Solar mini-grids are also proving to be resilient solutions in the face of climate shocks, crucial for climate-vulnerable regions like rural Africa and Asia. They complement centralized grid infrastructure in cases where it reaches communities. For instance, Cambodia’s experience demonstrates how isolated mini-grids were eventually integrated into the national grid, benefiting over a million consumers.

Solar energy’s cost-effectiveness and environmental benefits make it a crucial component of a diverse energy mix. Well-run solar mini-grids, paired with battery storage, offer reliable grid-level electricity, surpassing other electrification methods in reliability and cost-effectiveness. The success of India’s clean energy initiative showcases the potential of collaboration between public and private sectors to drive innovation and emissions reduction. Private mini-grids represent a mature, deployable solution that needs increased support to address energy access and climate action needs urgently.

ISA’s analysis indicates that around 59% (396 million people) of the unelectrified population would be best suited for electrification through solar-based mini-grids. Approximately 30% (203 million people) could be connected through grid extensions, while the remaining 11% (77 million people) would benefit from DRE solutions. Achieving this level of electrification will require a total investment of around USD 192 billion, spread across solar-based mini-grids: USD 97 billion for approximately 25,738 MW capacity; solar-based DRE solutions: USD 18 billion for about 1,224 MW of capacity; and grid extensions: USD 78 billion for the necessary infrastructure.
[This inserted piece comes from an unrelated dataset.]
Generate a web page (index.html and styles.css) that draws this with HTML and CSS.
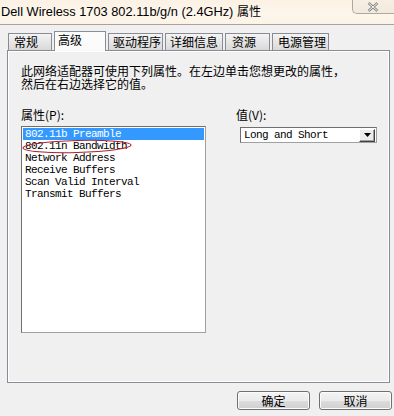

Consequently, access to affordable finance is a must. Most energy access-deficit populations reside in underdeveloped regions, where affordability remains a significant barrier. High financial risks in these areas increase project costs for developers, further widening the gap between consumer affordability and supplier viability. Risk mitigation measures including concessional financing and payment guarantees can attract private sector investments to energy access projects, enhancing scalability and sustainability.

Financial support of around USD 48.5 billion, which accounts for 50% of project costs as viability gap funding, will be necessary to achieve the required deployment of mini-grids. Increased investments, ecosystem development initiatives, focused interventions, optimal resource utilisation, and solar PV-based cooking solutions integration with electrification initiatives can accelerate global development and pave the way for universal energy access by 2030.

Training and capacity building are the other cornerstones. Key stakeholders in energy access-deficit countries often need more technical and financial expertise to drive electrification initiatives. Efforts such as skill development activities, access to global best practices, and programmes supporting sectoral entrepreneurs are essential to address this gap. Training and capacity building, entrepreneurial support, and awareness creation can drive long-term progress in energy access deficit countries.

The International Solar Alliance (ISA) has responded to this global issue by devising a comprehensive roadmap centred around solar energy. This initiative, aimed at realizing Sustainable Development Goal 7 of universal energy access by 2030, seeks to leverage the multifaceted benefits of solar power, including technical viability, financial feasibility, climate benefits, and social impact, along with battery storage capabilities. With concerted efforts and strategic partnerships, we can unlock the potential of solar energy and achieve the ambitious goal of universal energy access by 2030.

Dr Ajay Mathur is the Director General of the International Solar Alliance.